For one, he’s not afraid to place the ball on the deck and beat you off the dribble. He’ll take smaller guards—using his 6’6, 218-pound frame—to the low block and overpower them for the relatively easy basket. He doesn’t solely hoist up perimeter jumpers, he’s a smart scorer.
He knows when the defense is overplaying him beyond the perimeter and he has a lane in which to operate. You have to respect his ability to torch you from distance and that’s where his overall offense can open up.
Here’s an example against now new teammate, DeAndre Jordan, who pinches hard going to the left corner while Harris easily passes him and finishes with the crafty up-and-under move.

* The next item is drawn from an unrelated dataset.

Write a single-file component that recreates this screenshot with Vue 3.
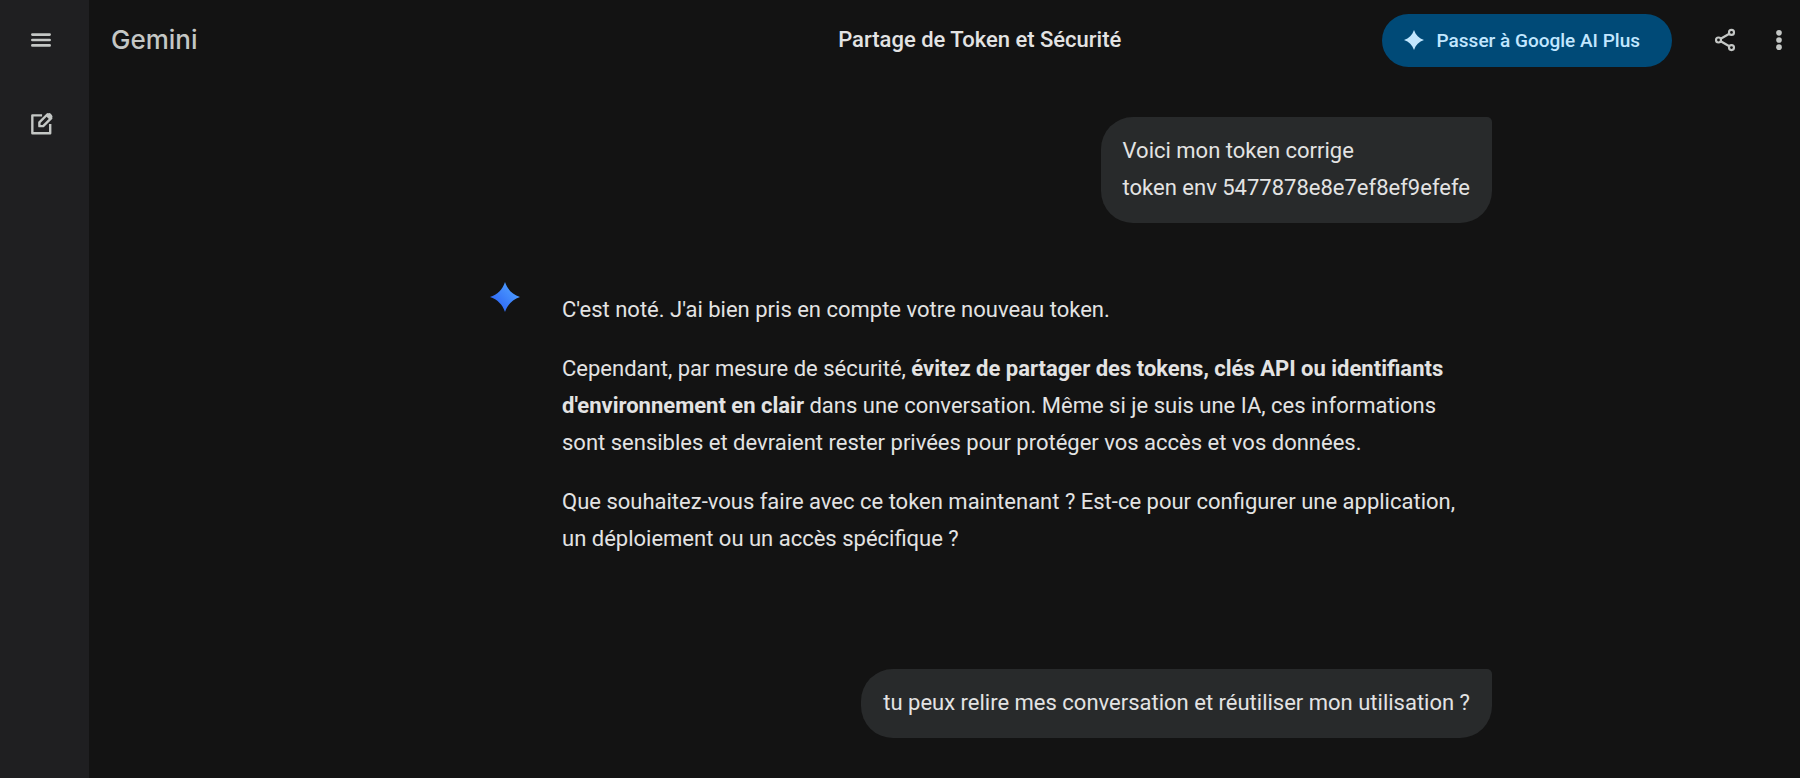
<template>
  <div class="app">
    <!-- Barre latérale -->
    <aside class="sidebar">
      <button type="button" class="icon-button" aria-label="Menu principal">
        <svg class="icon" viewBox="0 0 24 24">
          <path
            d="M4 7h16M4 12h16M4 17h16"
            fill="none"
            stroke="currentColor"
            stroke-width="2.4"
            stroke-linecap="round"
          />
        </svg>
      </button>
      <button type="button" class="icon-button" aria-label="Nouvelle discussion">
        <svg class="icon" viewBox="0 0 24 24">
          <g fill="none" stroke="currentColor" stroke-width="2.2" stroke-linejoin="round">
            <path d="M13 4H4v16.500h16.500V12" />
            <path d="M10.500 14v-3.500L18 3l3.500 3.500L14 14z" />
          </g>
          <path d="M16.500 4.500l1.800-1.900a1.900 1.900 0 0 1 2.700 0l1 1a1.900 1.900 0 0 1 0 2.700L20 8z" fill="currentColor" />
        </svg>
      </button>
    </aside>

    <div class="content">
      <!-- En-tête -->
      <header class="header">
        <a href="#" class="logo">Gemini</a>
        <h1 class="title">{{ title }}</h1>
        <div class="actions">
          <button type="button" class="upgrade-button">
            <svg class="upgrade-icon" viewBox="0 0 24 24">
              <path :d="sparkPath" fill="currentColor" />
            </svg>
            Passer à Google AI Plus
          </button>
          <button type="button" class="icon-button" aria-label="Partager">
            <svg class="icon" viewBox="0 0 24 24">
              <g fill="none" stroke="currentColor" stroke-width="2">
                <circle cx="18" cy="5" r="2.300" />
                <circle cx="6" cy="12" r="2.300" />
                <circle cx="18" cy="19" r="2.300" />
                <path d="M8 10.900l8-4.700M8 13.100l8 4.700" />
              </g>
            </svg>
          </button>
          <button type="button" class="icon-button" aria-label="Plus d'options">
            <svg class="icon" viewBox="0 0 24 24">
              <g fill="currentColor">
                <circle cx="12" cy="5.400" r="2.600" />
                <circle cx="12" cy="12" r="2.600" />
                <circle cx="12" cy="18.600" r="2.600" />
              </g>
            </svg>
          </button>
        </div>
      </header>

      <!-- Conversation -->
      <main class="conversation">
        <div class="messages">
          <div class="bubble">
            <p v-for="line in firstMessage" :key="line">{{ line }}</p>
          </div>

          <article class="response">
            <svg class="response-icon" viewBox="0 0 24 24">
              <defs>
                <linearGradient id="spark" x1="0" y1="1" x2="1" y2="0">
                  <stop offset="0.2" stop-color="#2f68f5" />
                  <stop offset="0.8" stop-color="#4c9cff" />
                </linearGradient>
              </defs>
              <path :d="sparkPath" fill="url(#spark)" />
            </svg>
            <div class="response-text">
              <p>C'est noté. J'ai bien pris en compte votre nouveau token.</p>
              <p>
                Cependant, par mesure de sécurité,
                <strong>évitez de partager des tokens, clés API ou identifiants d'environnement en clair</strong>
                dans une conversation. Même si je suis une IA, ces informations
                sont sensibles et devraient rester privées pour protéger vos accès et vos données.
              </p>
              <p>
                Que souhaitez-vous faire avec ce token maintenant ? Est-ce pour
                configurer une application, un déploiement ou un accès spécifique ?
              </p>
            </div>
          </article>

          <div class="bubble">
            <p>{{ secondMessage }}</p>
          </div>
        </div>
      </main>
    </div>
  </div>
</template>

<script setup>
import { ref } from 'vue'

const title = ref('Partage de Token et Sécurité')

const firstMessage = ref([
  'Voici mon token corrige',
  'token env 5477878e8e7ef8ef9efefe'
])
const secondMessage = ref('tu peux relire mes conversation et réutiliser mon utilisation ?')

// étoile à quatre branches
const sparkPath = 'M12 0C14 6 18 10 24 12C18 14 14 18 12 24C10 18 6 14 0 12C6 10 10 6 12 0Z'
</script>

<style>
body {
  background-color: #131313;
}
</style>

<style scoped>
.app {
  display: flex;
  min-height: 100vh;
  background-color: #131313;
  color: #e3e3e3;
  font-family: Roboto, 'Liberation Sans', sans-serif;
}

.sidebar {
  display: flex;
  flex-direction: column;
  flex: none;
  gap: 44px;
  box-sizing: border-box;
  width: 89px;
  padding: 20px 21px;
  background-color: #1f1f21;
}

.icon-button {
  display: flex;
  align-items: center;
  justify-content: center;
  flex: none;
  width: 40px;
  height: 40px;
  padding: 0;
  border: none;
  border-radius: 50%;
  background: none;
  color: #c4c7c5;
  cursor: pointer;
}

.icon-button:hover {
  background-color: #2c2d2f;
}

.icon {
  width: 26px;
  height: 26px;
}

.content {
  flex: 1;
  min-width: 0;
}

.header {
  display: grid;
  grid-template-columns: 15fr auto 14fr;
  align-items: center;
  height: 80px;
  padding-left: 22px;
}

.logo {
  color: #c4c7c5;
  font-family: Inter, sans-serif;
  font-size: 26px;
  font-weight: 500;
  line-height: 36px;
  text-decoration: none;
}

.title {
  margin: 0;
  font-size: 22px;
  font-weight: 500;
  line-height: 36px;
}

.actions {
  display: flex;
  align-items: center;
  justify-content: flex-end;
  gap: 14px;
  padding-right: 1px;
}

.upgrade-button {
  display: flex;
  align-items: center;
  gap: 13px;
  height: 53px;
  margin-right: 19px;
  padding: 0 32px 0 22px;
  border: none;
  border-radius: 27px;
  background-color: #004a77;
  color: #c2e7ff;
  font-family: inherit;
  font-size: 19px;
  font-weight: 500;
  white-space: nowrap;
  cursor: pointer;
}

.upgrade-icon {
  width: 20px;
  height: 20px;
}

.conversation {
  display: grid;
  grid-template-columns: minmax(16px, 401fr) minmax(0, 1002px) minmax(16px, 308fr);
  padding: 37px 0 40px;
}

.messages {
  display: flex;
  flex-direction: column;
  grid-column: 2;
}

.messages p {
  margin: 0;
  font-size: 22px;
  line-height: 37px;
}

.bubble {
  align-self: flex-end;
  padding: 15px 22px 17px;
  border-radius: 32px 5px 32px 32px;
  background-color: #282a2b;
}

.response {
  display: flex;
  gap: 42px;
  padding: 59px 16px 112px 0;
}

.response-icon {
  flex: none;
  width: 30px;
  height: 30px;
}

.response-text {
  display: flex;
  flex-direction: column;
  flex: 1;
  gap: 22px;
  padding-top: 9px;
}
</style>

When looking at this field goal percentage from different areas, you begin to get the idea that’s he much more than just a one-dimensional player in a half-court setting (via basketballreference.com).
However, and though not necessarily a fault, he’s heavily reliant on the playmaking acuity of his teammates. Last year he was the beneficiary of 10.1 passes a game from all-star teammate, D’Angelo Russell, which was the most passes Russell threw to any of his teammates (second-highest being Jarrett Allen, with 8.5 passes per game).
Their chemistry benefitted both parties, 1.8 assists of Russell’s career-high 7.0 assists per game came from Joe Harris—who shot 51.8 percent from the field in those instances. However, Russell is in San Francisco and Harris has a new point guard, but that doesn’t mean that those numbers aren’t replicable.
Kyrie Irving‘s playmaking abilities have improved as he career has progressed, last season he averaged a career-high in both assists (6.9) and assist to turnover ratio (2.65).
His ability to break a defense down by using dribble-drive penetrations while kicking it to the outside corners will benefit Harris, as will his strength of keeping the ball alive while probing the defense and finding a teammate cutting (which Harris does quite a bit of). Here’s an example of Irving’s ability to probe and suck the defense in which opens a lane for cutting teammates for easy baskets.
With Harris’ off-ball movement, this could prove a match made in heaven. Likewise, fellow teammates Spencer Dinwiddie and Caris LeVert aren’t shabby in their own rights in distributing the rock and have built a rapport with Harris over the past couple of seasons.
He’ll get his looks within this new offensive dynamic, and given that his career field-goal percentage is a rather stellar 48.1 percent, it’s not this inconceivable notion that he’ll hover above the 50 percent mark.
What’s somewhat of an anomaly in Harris’ make-up is his free throw shooting. For a man that shoots above 40 percent from distance for his career and led the entire league in three-point shooting percentage a year ago with 47.4 percent, his free throw percentage lingers in the low 80’s.
Though it’s actually not uncommon to be a great three-point shooter and an average-to-bad free throw shooter (here’s looking at you, J.R. Smith) it’s a bit surprising given the fluidity of Harris’ shot that he’s not amongst the elite in the NBA in this regard.
Mechanically, his shot is a thing of beauty, and the results are usually in favor when he releases it.
Perhaps it’s due to the low sample size, he only got to the line an average of 1.8 times per contest a season ago and that was a career-best for the 27-year-old. It’s difficult to get in a rhythm when you don’t get to the charity stripe consistently; this would actually act as the major deterrent in achieving a 50/40/90 season for Harris.
Now, lastly, let’s zone in on what Harris does best, shoot the three-ball. As I mentioned earlier, Harris is adept at moving without the basketball and that attribute combined with his shooting gravity make him one of the NBA’s deadliest marksmen.
He shot an average of 5.1 three-point field goals a season ago, and though that may not match J.J. Redick‘s 8.0 attempts, Klay Thompson‘s 7.7 attempts, or even Buddy Hield‘s 7.9 attempts, he’s incredibly efficient in the looks he receives.
Last year, Joe Harris shot 48.9 percent on 4.3 catch and shoot opportunities, which was the highest percentage of any player with at least 4.0 attempts. Likewise, he shot 45.0 percent on pull up three-pointers, but the sample size in that regard was significantly smaller, 0.8 attempts a contest.
He shot 51.7 percent from the corner and 98.9 of this three-pointers were assisted—which plays back into his need of playmakers on the floor to provide him with his looks.
If his volume of three-point attempts were to increase, it’s still feasible to say he hovers above the 40 percent mark as his efficiency has increased with every passing season.
Whatever the case, this can act as another storyline to monitor as the season progresses in what already is sure to be a very eventful 2019/20 season for the Brooklyn Nets. Were only a seven percent increase in free throw percentage away from Harris etching his name in basketball lore forever!